The government and a local press club’s reaction to an attack on a state-media cameraman earlier this week stands in stark contrast to their response following what many believe was a government-orchestrated assault on a group of journalists in September.
The differing response highlights continued discrimination against independent and pro-opposition media, media analysts said yesterday.
National Television of Kampuchea (TVK) cameraman Seng Chan was accused by a monk of being a government lackey at the opposition’s Human Rights Day protest in Phnom Penh on Tuesday and was attacked by the crowd before being escorted to a police station by party security.
Following the event, Information Minister Khieu Kanharith lambasted the opposition on his Facebook page.
“Their security attacked a reporter like he was a dog or a cat so [they should] stop blaming us for not broadcasting their story,” he wrote.
State news agency AKP on Wednesday reported the incident, citing Kanharith and a statement from the Club of Cambodian Journalists (CCJ) that condemned the attack and called on the authorities to take legal action against the perpetrators.
On September 22, reporters from numerous foreign and local media outlets were attacked with slingshots, batons and electric prods by plainclothes thugs in face masks as police looked on while covering a peaceful land rights vigil at Wat Phnom.
But in the aftermath, the Ministry of Information, state media and the CCJ remained silent, despite the incident being condemned by global watchdog the Committee to Protect Journalists.
Pa Nguon Teang, head of the Cambodian Center for Independent Media, said the differing treatment of the incidents suggested government discrimination against independent or pro-opposition journalists.
“I think it [was] clear when the pro-government media and Khieu Kanharith didn’t say anything about the incident that happened at Wat Phnom, it [was] because they consider themselves as part of the government, and they know clearly that the incident was created by the government,” he said.
“But in this [recent] incident, the opposition party organised it, so they expressed something … to try to gain political benefit.” Nguon Teang added that the CCJ, though supposedly independent, were “careful” not to tread on the government’s toes.
Mouen Chhean Nariddh, director of the Cambodia Institute for Media Studies, said that as the attack at Wat Phnom “was politically motivated”, the government could not respond in the same way. “It’s sad, because I think as minister of information, [Kanharith] should have taken some action.

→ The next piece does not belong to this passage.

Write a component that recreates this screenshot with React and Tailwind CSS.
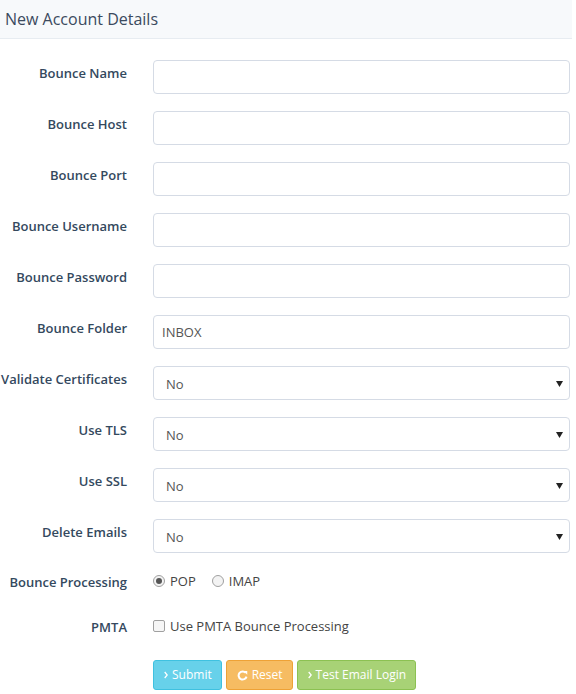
import { useState } from 'react';

const textFields = [
  { label: 'Bounce Name', value: '' },
  { label: 'Bounce Host', value: '' },
  { label: 'Bounce Port', value: '' },
  { label: 'Bounce Username', value: '' },
  { label: 'Bounce Password', value: '', type: 'password' },
  { label: 'Bounce Folder', value: 'INBOX' },
];

const selectFields = ['Validate Certificates', 'Use TLS', 'Use SSL', 'Delete Emails'];

function Row({ label, children, className = '' }) {
  return (
    <div className={`flex ${className}`}>
      <label className="w-[127px] shrink-0 pt-[3px] text-right text-[13px] font-semibold leading-[20px] text-[#34495e]">
        {label}
      </label>
      <div className="ml-[26px] flex-1">{children}</div>
    </div>
  );
}

function Chevron() {
  return (
    <svg width="4" height="8" viewBox="0 0 4 8" className="mr-[4px]">
      <path d="M0.7 1 L3.2 4 L0.7 7" fill="none" stroke="currentColor" strokeWidth="1.3" />
    </svg>
  );
}

export default function App() {
  const [mode, setMode] = useState('pop');
  const [pmta, setPmta] = useState(false);

  return (
    <div className="w-[576px] h-[694px] bg-white font-['Open_Sans',sans-serif] text-[#34495e]">
      <div className="w-[572px] h-[39px] bg-[#f7f9fb] border-b border-[#e7ecf1] px-[5px] pt-[8px]">
        <h1 className="text-[16px] leading-[22px] text-[#3b4a5e]">New Account Details</h1>
      </div>

      <div className="pt-[21px] pr-[6px]">
        {textFields.map((f) => (
          <Row key={f.label} label={f.label} className="mb-[17px]">
            <input
              type={f.type || 'text'}
              defaultValue={f.value}
              className="block w-full h-[34px] rounded-[4px] border border-[#d5dbe5] bg-white px-[8px] text-[13px] text-[#555] outline-none"
            />
          </Row>
        ))}

        {selectFields.map((label) => (
          <Row key={label} label={label} className="mb-[17px]">
            <div className="relative h-[34px] rounded-[4px] border border-[#d5dbe5] bg-white">
              <span className="absolute left-[12px] top-[8px] text-[13px] leading-[18px] text-[#555]">No</span>
              <svg width="7" height="6" viewBox="0 0 7 6" className="absolute right-[6px] top-[14px]">
                <path d="M0 0 H7 L3.5 6 Z" fill="#222" />
              </svg>
            </div>
          </Row>
        ))}

        <Row label="Bounce Processing" className="mt-[-1px] mb-[22px]">
          <div className="flex items-center gap-[16px] pt-[2px] text-[13px] leading-[20px] text-[#444]">
            <label className="flex items-center gap-[5px]" onClick={() => setMode('pop')}>
              <span className="flex h-[12px] w-[12px] items-center justify-center rounded-full border border-[#a0a0a0] bg-[#f3f3f3]">
                {mode === 'pop' && <span className="h-[6px] w-[6px] rounded-full bg-[#555]" />}
              </span>
              POP
            </label>
            <label className="flex items-center gap-[5px]" onClick={() => setMode('imap')}>
              <span className="flex h-[12px] w-[12px] items-center justify-center rounded-full border border-[#a0a0a0] bg-[#f3f3f3]">
                {mode === 'imap' && <span className="h-[6px] w-[6px] rounded-full bg-[#555]" />}
              </span>
              IMAP
            </label>
          </div>
        </Row>

        <Row label="PMTA" className="mb-[23px]">
          <label className="flex items-center gap-[5px] pt-[2px] text-[13px] leading-[20px] text-[#444]" onClick={() => setPmta(!pmta)}>
            <span className="h-[12px] w-[12px] rounded-[2px] border border-[#a0a0a0] bg-[#f6f6f6] text-[9px] leading-[10px] text-center">
              {pmta ? '✓' : ''}
            </span>
            Use PMTA Bounce Processing
          </label>
        </Row>

        <div className="ml-[153px] flex gap-[4px]">
          <button className="flex h-[30px] items-center rounded-[3px] border border-[#3fc1e0] bg-[#67d1ea] pl-[10px] pr-[9px] text-[12px] text-white">
            <Chevron />Submit
          </button>
          <button className="flex h-[30px] items-center rounded-[3px] border border-[#eea236] bg-[#f6bc62] pl-[10px] pr-[9px] text-[12px] text-white">
            <svg width="11" height="11" viewBox="0 0 12 12" className="mr-[4px]">
              <path d="M9.6 3.2 A4.4 4.4 0 1 0 10.4 7.2" fill="none" stroke="white" strokeWidth="2.2" />
              <path d="M7.2 1.2 L11.2 1.2 L11.2 5.2 Z" fill="white" />
            </svg>
            Reset
          </button>
          <button className="flex h-[30px] items-center rounded-[3px] border border-[#8cc152] bg-[#a8d276] pl-[10px] pr-[9px] text-[12px] text-white">
            <Chevron />Test Email Login
          </button>
        </div>
      </div>
    </div>
  );
}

He [should] respond strongly to any attacks against journalists.”
Kanharith yesterday defended his decision not to speak out about the Wat Phnom attack, though he did not explain why state media failed to report on the incident.
“The call was already made by different associations [following the incident]. For TVK, it is my duty to protect my staff,” he said in an email.
Chhay Sophal, a CCJ board member, referred the Post to a September 25 statement that called for political parties to avoid threatening journalists but did not specify any incidents or directly mention the Wat Phnom attack.
When asked why the CCJ released a detailed statement calling for investigation immediately after Monday’s incident in comparison, Sophal said the September statement was designed to address a number of incidents.
“[It involved] a group of journalists … but the day before yesterday, it was only TVK and that’s why we released another statement.”